:: What this task involves ::
Taking the data below, please print only the lines from the line holding "Emit a component" to the line holding "import React from", inclusive, with pictures omitted.

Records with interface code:
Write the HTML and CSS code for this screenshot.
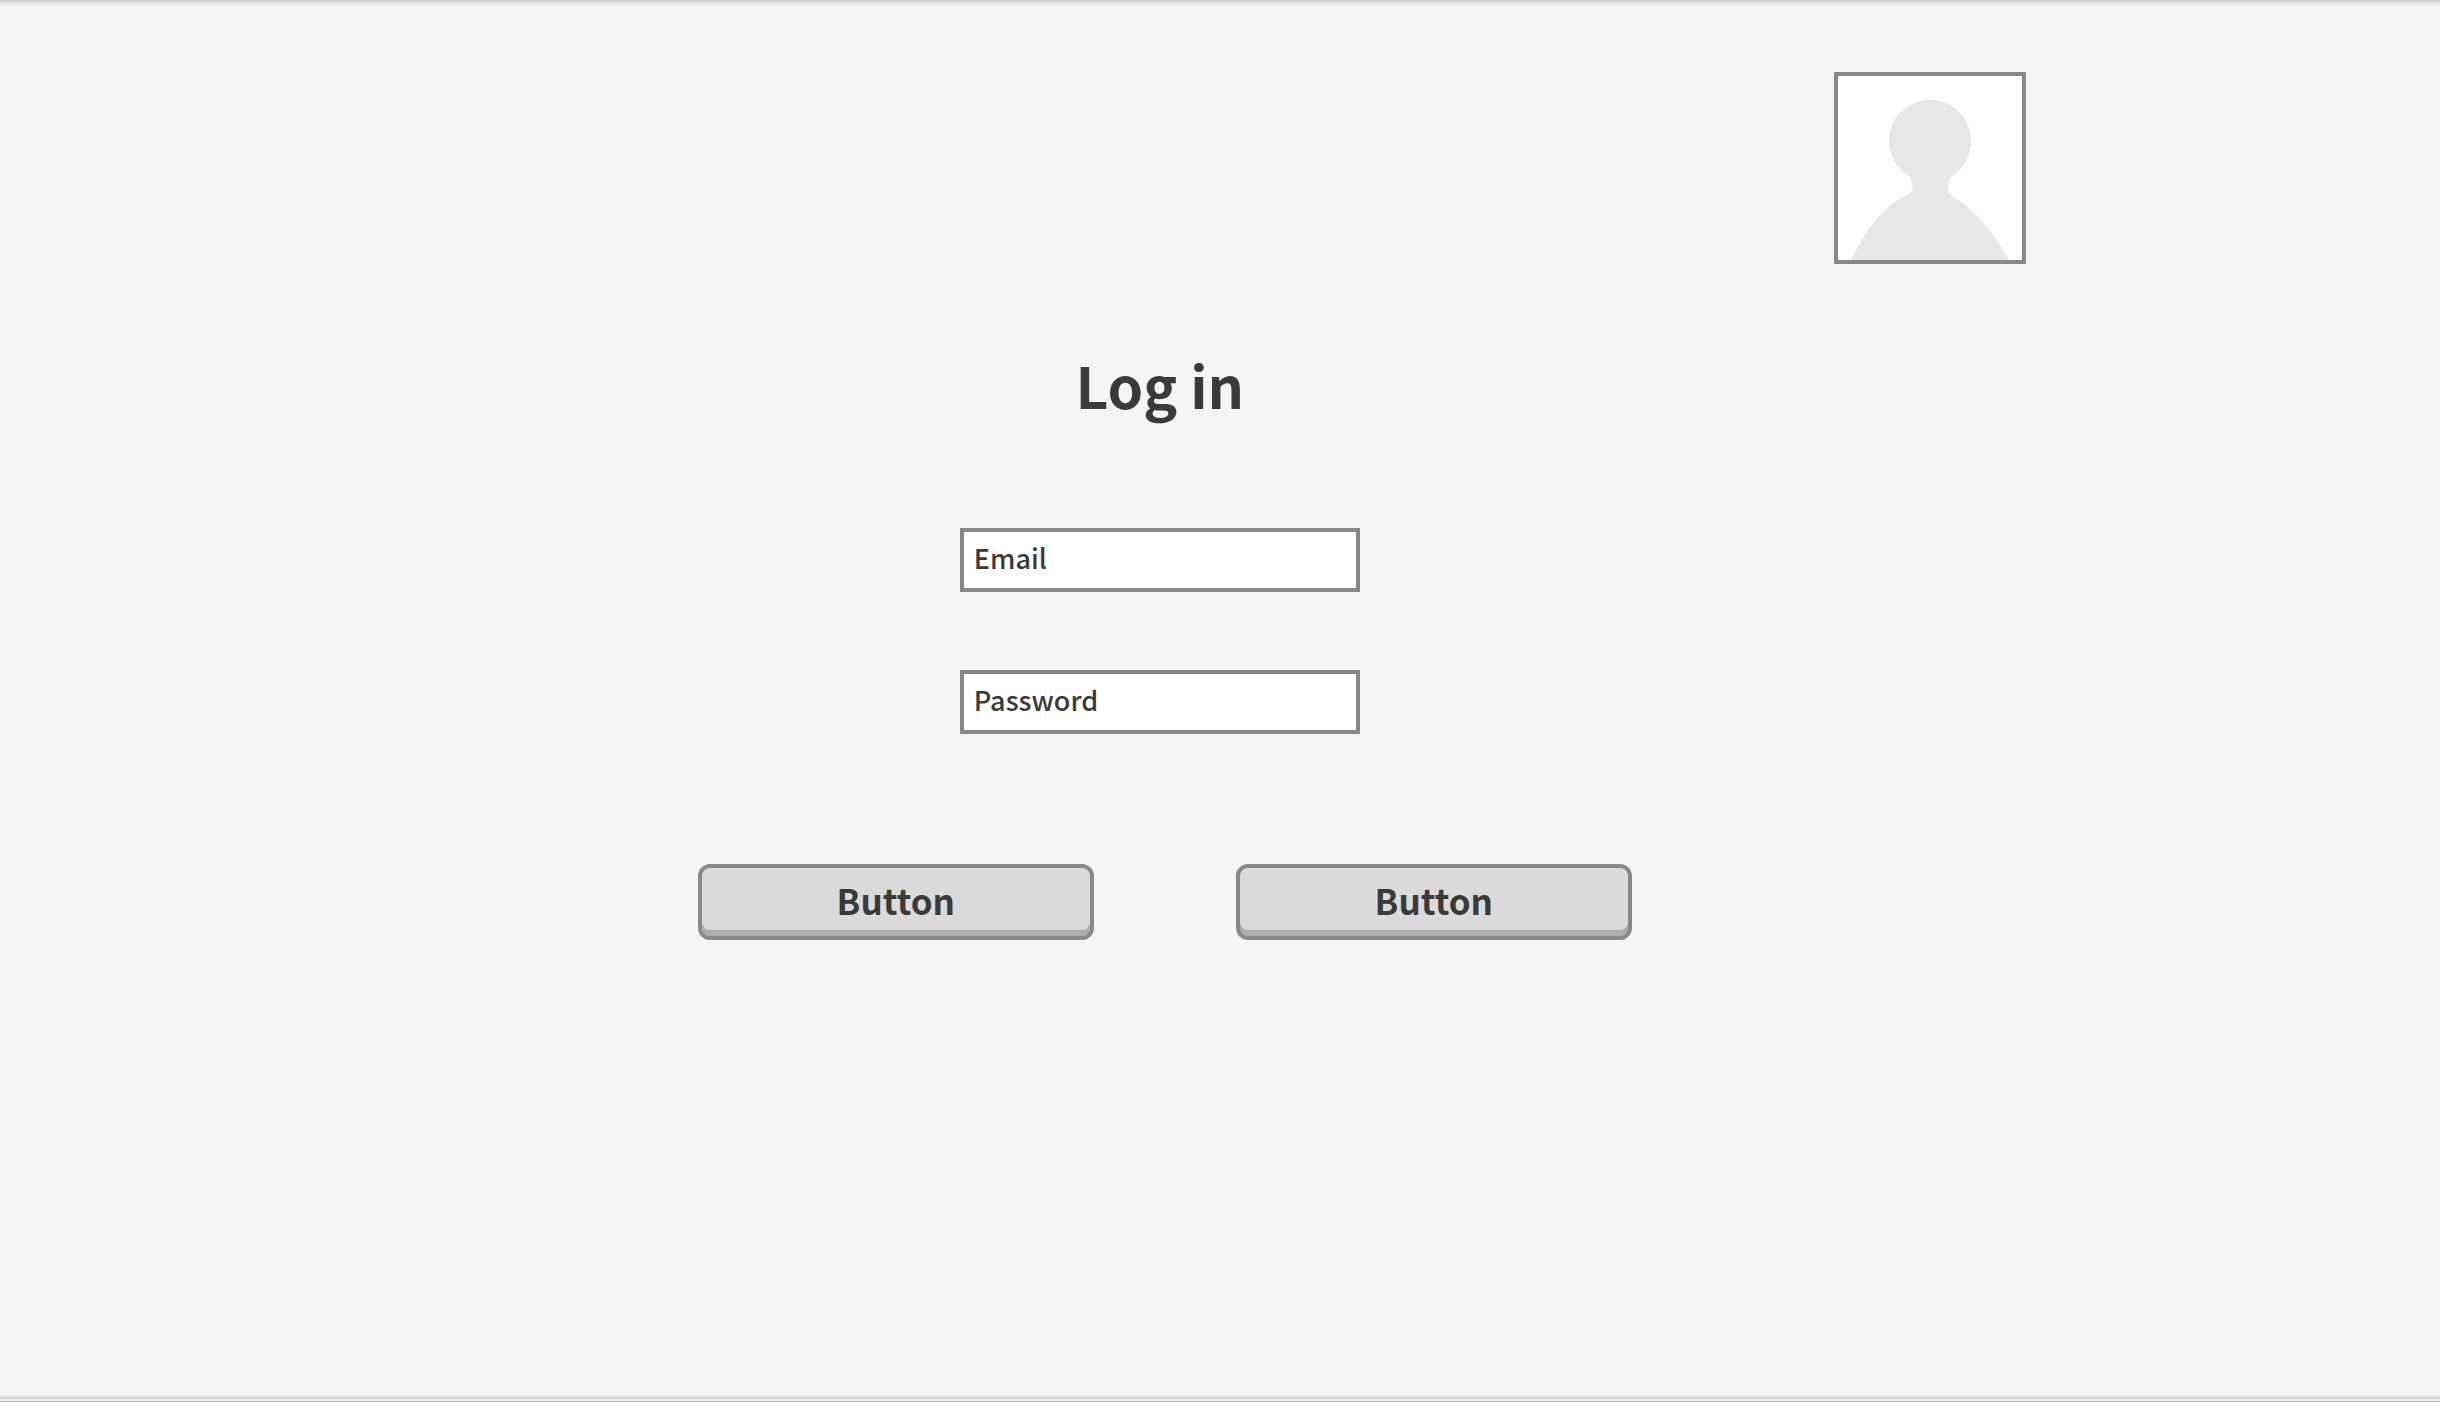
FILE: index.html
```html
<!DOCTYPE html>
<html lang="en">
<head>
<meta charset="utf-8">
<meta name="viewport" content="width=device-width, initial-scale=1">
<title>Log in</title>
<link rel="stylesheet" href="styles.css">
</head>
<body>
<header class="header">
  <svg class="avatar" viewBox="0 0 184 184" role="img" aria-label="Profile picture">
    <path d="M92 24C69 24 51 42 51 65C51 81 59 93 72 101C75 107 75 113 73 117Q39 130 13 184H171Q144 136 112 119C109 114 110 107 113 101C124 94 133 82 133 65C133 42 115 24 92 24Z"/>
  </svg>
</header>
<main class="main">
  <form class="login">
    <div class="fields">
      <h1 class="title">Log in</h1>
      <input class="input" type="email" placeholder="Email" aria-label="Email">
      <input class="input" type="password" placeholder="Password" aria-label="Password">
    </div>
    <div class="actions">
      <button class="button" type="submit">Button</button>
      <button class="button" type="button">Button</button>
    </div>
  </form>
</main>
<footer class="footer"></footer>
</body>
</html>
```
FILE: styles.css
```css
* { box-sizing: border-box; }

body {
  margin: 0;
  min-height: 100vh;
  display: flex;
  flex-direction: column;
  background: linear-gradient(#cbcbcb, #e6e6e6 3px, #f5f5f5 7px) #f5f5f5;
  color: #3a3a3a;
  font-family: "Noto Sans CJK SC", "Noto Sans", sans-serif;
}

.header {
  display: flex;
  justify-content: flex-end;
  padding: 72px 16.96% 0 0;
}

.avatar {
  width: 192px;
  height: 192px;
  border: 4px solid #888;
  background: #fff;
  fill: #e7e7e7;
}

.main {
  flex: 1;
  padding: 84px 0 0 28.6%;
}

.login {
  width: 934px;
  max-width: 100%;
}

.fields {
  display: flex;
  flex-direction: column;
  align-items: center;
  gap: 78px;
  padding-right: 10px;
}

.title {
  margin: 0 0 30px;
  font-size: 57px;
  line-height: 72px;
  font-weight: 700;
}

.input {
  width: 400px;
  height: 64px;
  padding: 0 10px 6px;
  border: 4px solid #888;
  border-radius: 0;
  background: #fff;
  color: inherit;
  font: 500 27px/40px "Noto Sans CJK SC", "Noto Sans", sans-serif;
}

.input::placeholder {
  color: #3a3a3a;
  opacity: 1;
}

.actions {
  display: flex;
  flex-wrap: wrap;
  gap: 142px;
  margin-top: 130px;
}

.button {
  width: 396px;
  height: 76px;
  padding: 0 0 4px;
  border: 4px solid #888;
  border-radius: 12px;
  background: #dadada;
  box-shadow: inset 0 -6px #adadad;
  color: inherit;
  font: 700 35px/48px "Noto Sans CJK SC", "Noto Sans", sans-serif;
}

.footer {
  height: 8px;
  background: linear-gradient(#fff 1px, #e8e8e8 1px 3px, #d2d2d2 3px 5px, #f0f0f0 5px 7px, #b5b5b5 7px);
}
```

==

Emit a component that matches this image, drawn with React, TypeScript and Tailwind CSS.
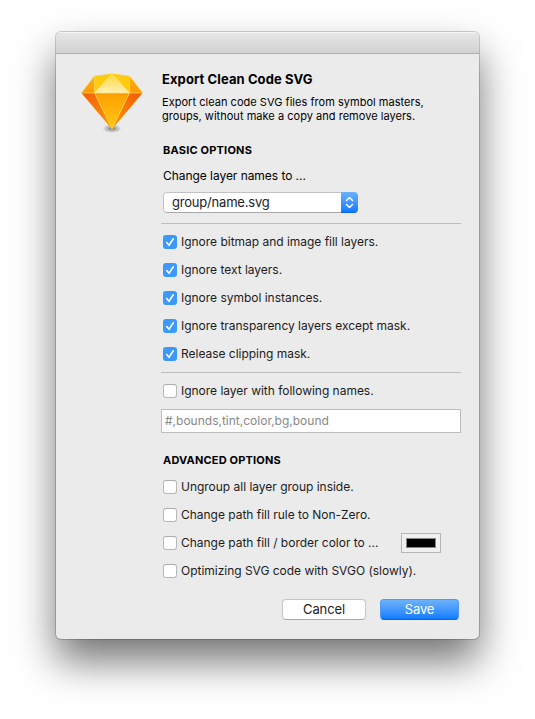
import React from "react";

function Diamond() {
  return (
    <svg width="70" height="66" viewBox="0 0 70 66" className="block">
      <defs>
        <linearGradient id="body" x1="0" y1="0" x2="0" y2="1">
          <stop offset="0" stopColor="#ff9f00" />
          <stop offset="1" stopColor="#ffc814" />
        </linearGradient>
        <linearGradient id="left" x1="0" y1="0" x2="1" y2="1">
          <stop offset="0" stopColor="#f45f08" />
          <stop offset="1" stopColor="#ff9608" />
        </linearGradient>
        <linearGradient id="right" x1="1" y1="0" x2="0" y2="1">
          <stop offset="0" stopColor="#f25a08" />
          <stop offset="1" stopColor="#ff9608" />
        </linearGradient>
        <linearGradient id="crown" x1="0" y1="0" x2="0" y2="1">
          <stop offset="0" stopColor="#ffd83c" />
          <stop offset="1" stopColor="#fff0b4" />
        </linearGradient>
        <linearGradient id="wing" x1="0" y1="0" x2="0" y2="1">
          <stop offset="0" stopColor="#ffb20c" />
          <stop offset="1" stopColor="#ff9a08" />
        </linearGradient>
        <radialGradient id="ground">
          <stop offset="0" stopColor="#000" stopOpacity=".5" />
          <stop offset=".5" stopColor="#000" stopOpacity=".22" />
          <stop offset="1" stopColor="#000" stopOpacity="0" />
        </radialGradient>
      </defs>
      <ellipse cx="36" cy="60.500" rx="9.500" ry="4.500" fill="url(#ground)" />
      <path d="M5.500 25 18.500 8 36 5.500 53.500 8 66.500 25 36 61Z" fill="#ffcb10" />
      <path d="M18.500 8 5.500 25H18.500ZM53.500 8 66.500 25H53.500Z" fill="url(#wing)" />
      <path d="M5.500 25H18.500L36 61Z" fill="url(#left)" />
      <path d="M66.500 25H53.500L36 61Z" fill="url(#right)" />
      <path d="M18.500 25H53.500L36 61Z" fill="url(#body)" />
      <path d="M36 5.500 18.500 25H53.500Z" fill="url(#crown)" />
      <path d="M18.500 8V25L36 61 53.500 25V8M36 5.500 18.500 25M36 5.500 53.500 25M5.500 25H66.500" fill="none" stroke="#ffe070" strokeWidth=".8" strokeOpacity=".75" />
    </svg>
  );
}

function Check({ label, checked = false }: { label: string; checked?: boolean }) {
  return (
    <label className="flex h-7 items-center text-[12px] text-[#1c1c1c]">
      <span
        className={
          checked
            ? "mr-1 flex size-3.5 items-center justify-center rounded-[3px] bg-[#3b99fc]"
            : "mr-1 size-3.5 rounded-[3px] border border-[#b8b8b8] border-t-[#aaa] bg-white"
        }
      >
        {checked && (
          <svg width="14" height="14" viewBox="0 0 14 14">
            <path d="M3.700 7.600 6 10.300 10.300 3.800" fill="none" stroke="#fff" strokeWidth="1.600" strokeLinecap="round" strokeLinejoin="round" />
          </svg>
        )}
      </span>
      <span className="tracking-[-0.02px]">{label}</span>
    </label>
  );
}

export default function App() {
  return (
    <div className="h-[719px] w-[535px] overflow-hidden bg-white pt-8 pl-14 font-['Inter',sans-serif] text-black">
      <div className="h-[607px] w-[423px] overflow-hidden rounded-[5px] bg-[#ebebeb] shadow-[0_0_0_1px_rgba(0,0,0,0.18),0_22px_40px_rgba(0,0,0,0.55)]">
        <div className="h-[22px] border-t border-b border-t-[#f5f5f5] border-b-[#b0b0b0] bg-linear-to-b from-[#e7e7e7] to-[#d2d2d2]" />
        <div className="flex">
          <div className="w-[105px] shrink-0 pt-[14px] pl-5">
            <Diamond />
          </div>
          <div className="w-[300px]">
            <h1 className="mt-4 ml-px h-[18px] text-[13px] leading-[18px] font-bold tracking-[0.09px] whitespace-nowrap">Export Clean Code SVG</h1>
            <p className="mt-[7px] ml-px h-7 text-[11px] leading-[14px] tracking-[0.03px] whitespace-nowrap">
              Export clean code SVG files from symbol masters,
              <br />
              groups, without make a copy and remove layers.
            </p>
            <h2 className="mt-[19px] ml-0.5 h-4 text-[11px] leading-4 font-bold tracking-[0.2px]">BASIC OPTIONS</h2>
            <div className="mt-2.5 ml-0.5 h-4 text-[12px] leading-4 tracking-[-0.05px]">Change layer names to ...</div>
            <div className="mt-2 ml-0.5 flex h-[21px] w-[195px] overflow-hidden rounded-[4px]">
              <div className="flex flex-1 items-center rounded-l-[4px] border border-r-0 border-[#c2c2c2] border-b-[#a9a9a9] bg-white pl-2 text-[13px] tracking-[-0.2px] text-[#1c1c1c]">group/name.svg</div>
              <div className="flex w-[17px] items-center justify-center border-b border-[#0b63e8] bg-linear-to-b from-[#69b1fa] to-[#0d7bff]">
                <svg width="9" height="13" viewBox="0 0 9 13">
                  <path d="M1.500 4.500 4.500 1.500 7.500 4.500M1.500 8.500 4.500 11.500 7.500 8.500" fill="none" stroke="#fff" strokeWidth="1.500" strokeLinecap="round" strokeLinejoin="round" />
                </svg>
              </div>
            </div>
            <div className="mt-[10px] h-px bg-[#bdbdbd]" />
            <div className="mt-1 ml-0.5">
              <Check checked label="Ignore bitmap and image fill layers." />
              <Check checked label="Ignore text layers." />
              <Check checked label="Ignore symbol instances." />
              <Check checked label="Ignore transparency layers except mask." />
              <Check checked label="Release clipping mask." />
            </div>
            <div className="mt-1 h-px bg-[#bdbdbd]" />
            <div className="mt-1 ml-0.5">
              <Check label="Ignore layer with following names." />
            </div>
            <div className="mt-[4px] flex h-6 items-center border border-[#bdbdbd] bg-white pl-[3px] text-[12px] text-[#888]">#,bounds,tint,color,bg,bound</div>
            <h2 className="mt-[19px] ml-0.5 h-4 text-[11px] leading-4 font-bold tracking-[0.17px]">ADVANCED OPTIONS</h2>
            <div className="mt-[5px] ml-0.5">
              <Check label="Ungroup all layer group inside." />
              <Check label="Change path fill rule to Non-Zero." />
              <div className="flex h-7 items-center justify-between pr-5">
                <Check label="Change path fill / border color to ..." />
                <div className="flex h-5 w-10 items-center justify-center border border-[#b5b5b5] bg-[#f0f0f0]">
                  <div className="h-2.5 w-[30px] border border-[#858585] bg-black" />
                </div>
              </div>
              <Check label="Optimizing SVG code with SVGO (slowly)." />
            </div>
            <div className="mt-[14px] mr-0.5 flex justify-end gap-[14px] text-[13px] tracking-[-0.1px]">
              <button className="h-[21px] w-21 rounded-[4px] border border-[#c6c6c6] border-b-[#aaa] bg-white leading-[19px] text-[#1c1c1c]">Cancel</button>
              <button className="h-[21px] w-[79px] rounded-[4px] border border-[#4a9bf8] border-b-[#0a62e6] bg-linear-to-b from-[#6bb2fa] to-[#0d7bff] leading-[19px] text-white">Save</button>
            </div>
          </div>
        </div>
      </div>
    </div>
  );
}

:: Expected answer ::
Emit a component that matches this image, drawn with React, TypeScript and Tailwind CSS.
import React from "react";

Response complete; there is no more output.